Cuando comencé a ver Wesele (la Boda) de Andrej Wajda, no pude evitar pensar en Ziemia Obecana (La Tierra Prometida, 1974), obra posterior del mismo director. Al igual que ésta, me parecía otra reconstrucción realista hasta la obsesión del siglo XIX polaco, una herramienta para ejercer una crítica social destinada tanto hacia el pasado como al presente. Sin embargo, muy pronto empezó a desviarse y derivar, hacia terrenos inesperados.
Lo primero fue la larguísima escena inicial, reconstrucción no de una boda, sino de la larga fiesta posterior, una vez terminada la cena y comenzado el baile. Con la cámara entre los invitados, perdiéndolos de vista entre el gentío que abarrotaba las habitaciones de la mansión campesina en que se celebraba, para seguir al primero que encuentra. Casi bailando con ellos, casi cantando, sintiendo el mismo cansancio, el mismo sofoco, el mismo agobio por la falta de espacio, por el calor, por la agitación inusual. Auténtico tour-de-force que parece no conducir a ninguna parte, eludir cualquier historia o tesis, agotarse en su propia audacia y perfección formal. Realista hasta sus últimas consecuencias, hasta reproducir de manera literal las muchas percepciones sensoriales de ese momento pasajeros, incluso las irreproducibles por el cine.

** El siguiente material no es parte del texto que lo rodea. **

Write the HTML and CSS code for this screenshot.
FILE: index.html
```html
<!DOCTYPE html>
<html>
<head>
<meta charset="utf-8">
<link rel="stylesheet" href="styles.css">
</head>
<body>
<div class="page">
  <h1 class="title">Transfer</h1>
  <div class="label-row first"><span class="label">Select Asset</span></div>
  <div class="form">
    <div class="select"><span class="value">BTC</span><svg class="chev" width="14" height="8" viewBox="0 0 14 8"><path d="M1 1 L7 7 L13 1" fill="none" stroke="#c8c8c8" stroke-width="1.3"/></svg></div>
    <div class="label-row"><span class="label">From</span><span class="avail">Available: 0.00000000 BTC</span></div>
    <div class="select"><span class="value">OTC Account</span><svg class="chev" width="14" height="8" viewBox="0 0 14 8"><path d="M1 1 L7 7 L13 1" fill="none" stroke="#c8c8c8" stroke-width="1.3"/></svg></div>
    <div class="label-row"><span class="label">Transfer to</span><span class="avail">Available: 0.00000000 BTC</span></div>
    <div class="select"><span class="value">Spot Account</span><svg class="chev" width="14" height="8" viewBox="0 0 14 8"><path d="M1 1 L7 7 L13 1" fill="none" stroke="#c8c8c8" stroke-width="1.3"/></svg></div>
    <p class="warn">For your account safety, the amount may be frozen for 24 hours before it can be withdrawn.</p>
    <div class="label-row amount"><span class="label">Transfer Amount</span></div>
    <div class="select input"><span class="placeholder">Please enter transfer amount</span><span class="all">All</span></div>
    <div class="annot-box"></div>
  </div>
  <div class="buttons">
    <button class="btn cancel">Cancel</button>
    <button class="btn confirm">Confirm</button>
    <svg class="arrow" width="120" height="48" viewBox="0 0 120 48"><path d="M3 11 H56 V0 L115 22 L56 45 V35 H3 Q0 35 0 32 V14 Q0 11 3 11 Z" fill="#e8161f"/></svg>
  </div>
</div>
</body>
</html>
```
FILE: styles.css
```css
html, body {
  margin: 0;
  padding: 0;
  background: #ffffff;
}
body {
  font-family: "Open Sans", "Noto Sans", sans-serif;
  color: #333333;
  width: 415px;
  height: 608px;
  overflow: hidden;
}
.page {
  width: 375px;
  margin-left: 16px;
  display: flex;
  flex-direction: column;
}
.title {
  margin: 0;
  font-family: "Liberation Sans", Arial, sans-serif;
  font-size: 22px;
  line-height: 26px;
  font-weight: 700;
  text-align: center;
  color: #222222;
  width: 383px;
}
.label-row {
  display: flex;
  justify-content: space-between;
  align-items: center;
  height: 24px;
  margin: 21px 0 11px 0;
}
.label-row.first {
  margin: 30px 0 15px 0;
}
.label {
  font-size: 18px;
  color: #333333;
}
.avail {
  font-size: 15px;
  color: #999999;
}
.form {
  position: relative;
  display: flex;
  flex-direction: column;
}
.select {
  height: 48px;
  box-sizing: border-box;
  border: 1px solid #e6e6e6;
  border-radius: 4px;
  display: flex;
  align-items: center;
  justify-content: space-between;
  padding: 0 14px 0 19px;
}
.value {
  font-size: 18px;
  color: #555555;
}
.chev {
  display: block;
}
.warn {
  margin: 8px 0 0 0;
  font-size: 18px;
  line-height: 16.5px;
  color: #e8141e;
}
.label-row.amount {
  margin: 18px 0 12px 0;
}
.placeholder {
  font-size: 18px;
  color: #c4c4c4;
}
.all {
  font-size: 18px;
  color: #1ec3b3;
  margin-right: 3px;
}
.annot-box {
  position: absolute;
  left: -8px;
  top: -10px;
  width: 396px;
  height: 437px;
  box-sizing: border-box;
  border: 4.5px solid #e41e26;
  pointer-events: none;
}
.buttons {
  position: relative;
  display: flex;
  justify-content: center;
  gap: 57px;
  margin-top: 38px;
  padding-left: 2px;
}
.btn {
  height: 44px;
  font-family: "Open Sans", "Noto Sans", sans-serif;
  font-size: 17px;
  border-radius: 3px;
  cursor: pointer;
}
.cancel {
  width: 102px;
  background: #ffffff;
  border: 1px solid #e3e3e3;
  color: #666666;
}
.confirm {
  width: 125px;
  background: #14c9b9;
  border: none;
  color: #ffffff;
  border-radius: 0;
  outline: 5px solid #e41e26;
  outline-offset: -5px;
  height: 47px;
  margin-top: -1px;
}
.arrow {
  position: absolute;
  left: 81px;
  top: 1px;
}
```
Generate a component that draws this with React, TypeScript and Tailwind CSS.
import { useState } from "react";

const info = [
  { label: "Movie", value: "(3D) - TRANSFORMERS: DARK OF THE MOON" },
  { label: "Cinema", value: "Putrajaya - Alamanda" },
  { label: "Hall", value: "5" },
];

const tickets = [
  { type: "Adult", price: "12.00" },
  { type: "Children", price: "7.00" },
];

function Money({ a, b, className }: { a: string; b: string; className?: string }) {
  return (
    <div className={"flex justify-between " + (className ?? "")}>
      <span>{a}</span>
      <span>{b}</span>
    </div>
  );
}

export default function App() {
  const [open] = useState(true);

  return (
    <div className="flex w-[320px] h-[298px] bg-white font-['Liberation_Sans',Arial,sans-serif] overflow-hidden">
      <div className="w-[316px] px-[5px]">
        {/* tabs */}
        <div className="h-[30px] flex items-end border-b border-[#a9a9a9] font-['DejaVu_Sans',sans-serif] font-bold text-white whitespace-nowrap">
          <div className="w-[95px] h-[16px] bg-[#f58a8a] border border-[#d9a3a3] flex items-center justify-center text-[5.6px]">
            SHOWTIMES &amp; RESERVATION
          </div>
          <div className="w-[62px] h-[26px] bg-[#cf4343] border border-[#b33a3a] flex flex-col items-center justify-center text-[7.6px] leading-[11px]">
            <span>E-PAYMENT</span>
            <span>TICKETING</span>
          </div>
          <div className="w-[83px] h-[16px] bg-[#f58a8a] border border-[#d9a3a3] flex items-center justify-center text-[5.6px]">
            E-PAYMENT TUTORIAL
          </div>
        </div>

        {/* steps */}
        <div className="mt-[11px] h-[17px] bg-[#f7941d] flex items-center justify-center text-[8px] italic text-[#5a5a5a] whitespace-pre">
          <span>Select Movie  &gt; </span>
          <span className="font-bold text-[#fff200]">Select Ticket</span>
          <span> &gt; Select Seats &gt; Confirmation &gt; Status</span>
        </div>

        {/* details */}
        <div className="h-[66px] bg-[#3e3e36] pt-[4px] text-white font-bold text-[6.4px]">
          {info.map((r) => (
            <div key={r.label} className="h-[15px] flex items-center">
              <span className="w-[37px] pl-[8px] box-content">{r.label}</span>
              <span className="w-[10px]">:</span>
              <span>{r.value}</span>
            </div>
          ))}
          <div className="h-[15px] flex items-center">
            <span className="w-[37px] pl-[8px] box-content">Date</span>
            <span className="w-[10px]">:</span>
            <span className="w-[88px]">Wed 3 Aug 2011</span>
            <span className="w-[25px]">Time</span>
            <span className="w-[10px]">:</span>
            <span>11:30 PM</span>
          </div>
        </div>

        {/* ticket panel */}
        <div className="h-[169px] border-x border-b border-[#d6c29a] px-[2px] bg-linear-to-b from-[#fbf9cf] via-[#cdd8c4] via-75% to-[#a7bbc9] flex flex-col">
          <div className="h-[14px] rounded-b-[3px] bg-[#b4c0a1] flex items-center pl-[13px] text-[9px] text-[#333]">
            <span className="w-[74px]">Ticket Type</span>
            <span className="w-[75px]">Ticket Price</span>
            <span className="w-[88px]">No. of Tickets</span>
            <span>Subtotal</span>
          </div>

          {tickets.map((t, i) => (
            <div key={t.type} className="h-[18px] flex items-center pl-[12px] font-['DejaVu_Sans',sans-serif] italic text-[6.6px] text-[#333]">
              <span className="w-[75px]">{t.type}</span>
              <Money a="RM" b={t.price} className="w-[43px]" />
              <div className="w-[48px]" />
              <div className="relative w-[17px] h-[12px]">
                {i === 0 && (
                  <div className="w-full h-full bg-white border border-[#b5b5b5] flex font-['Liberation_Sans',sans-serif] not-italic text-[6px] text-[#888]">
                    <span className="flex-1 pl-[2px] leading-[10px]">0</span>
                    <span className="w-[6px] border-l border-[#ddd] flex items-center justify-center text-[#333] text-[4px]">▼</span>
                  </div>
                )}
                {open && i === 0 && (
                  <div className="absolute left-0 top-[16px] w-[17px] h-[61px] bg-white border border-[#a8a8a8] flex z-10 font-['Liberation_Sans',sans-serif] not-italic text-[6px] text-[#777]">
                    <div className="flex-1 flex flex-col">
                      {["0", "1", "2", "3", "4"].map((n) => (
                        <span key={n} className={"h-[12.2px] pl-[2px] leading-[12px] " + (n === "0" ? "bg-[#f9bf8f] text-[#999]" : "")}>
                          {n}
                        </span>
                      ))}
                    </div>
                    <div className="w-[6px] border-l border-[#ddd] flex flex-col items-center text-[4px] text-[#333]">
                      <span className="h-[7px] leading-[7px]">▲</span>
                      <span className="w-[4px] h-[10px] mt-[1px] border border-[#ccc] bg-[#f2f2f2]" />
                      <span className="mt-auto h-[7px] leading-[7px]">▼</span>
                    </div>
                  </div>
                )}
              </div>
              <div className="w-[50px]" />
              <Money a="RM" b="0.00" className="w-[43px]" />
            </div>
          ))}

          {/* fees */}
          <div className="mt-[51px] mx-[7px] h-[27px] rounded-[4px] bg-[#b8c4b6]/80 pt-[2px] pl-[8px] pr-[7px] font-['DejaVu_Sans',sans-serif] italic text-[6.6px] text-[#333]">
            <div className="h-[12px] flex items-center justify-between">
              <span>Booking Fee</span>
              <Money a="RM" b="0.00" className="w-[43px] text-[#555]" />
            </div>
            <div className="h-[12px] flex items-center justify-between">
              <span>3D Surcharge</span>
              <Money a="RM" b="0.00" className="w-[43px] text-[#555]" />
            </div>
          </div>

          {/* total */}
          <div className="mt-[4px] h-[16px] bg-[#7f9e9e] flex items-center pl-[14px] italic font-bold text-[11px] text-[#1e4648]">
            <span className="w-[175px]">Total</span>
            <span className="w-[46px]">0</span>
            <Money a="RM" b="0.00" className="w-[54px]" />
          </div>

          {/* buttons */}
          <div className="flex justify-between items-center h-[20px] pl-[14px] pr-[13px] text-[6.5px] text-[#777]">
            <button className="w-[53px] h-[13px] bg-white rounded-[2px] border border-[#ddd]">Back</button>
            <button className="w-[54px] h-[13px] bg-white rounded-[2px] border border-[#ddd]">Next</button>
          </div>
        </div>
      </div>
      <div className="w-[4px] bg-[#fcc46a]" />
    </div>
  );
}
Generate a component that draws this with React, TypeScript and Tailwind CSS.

Pero al mismo tiempo, ideal y simbólica. Porque algo me chocaba en la manera que hablaban, en la extraña música de sus frases, en los ritmos que las punteaban. Estaban hablando en verso. En una película moderna. Y no chirriaba, ni resultaba ridículo. Llevado por la curiosidad, me puse a buscar por la Internet acabada la película, y encontré que ésta era una adaptación de una obra de teatro homónima, escrita por Stanisław Wyspiański. El mismo escritor de la obra que era descuartizada sin contemplaciones por un director de teatro conformista en Aktorzy Prowincjonalni (Actores de provincias, 1978) de Agnieszka Holland.
Dramaturgo y obras de teatro de los que la poca información de la que dispongo - cada vez lamento más mi ignorancia de la literatura polaca -, me hacen suponer influidas por el simbolismo propio del cambio de siglo, entre el XIX y el XX. Una sospecha confirmada por el propio desarrollo de la película, porque a medida que el cansancio y el alcohol embotaban las mentes de los invitados a la boda, empezaban a ser presa de sus sueños, obsesiones y remordimientos. Recuerdos olvidados, por el tiempo o a sabiendas, que cobraban forma y vida, viniendo a atormentar a sus poseedores.
Giro inesperado, seguido por otro aún más radical. No era simplemente la biografía de cada personaje la que venía atormentarles. Por encima de cada uno, determinando su vida, impuesta por la clase a la pertenecía y su lugar de nacimiento, se hallaba la historia de un país. En el caso de la Polonia de 1900, la de una patria repartida entre las potencias vecinas, Prusia, Austria y Rusia, a finales del siglo XVIII. División irreversible acompañada no sólo por la humillación de la ocupación y el sometimiento por parte de los extranjeros, sino por la herida abierta de tantas rebeliones patrióticas fracasadas, de tantas oportunidades perdidas, de tantas viles traiciones. Tanto por parte de las grandes potencias que proclaman desde su lejanía defender a los oprimidos, como de los que vendieron a los suyos. Frecuentemente para no conseguir nada, para convertirse en apestados, parias intocables.
Así, el pasado, el modo en que cada uno de los personajes, por pertenecer a una determinada clase social, falló a su patria, viene a visitarle, entre los vapores del alcohol. Pero también la esperanza, la certeza, de que todo no está perdido, de que un día Polonia volverá a levantarse y que eso puede ocurrir esa misma noche.
Aunque luego, al despertar, sólo se revele alucinación. Resaca y amargura.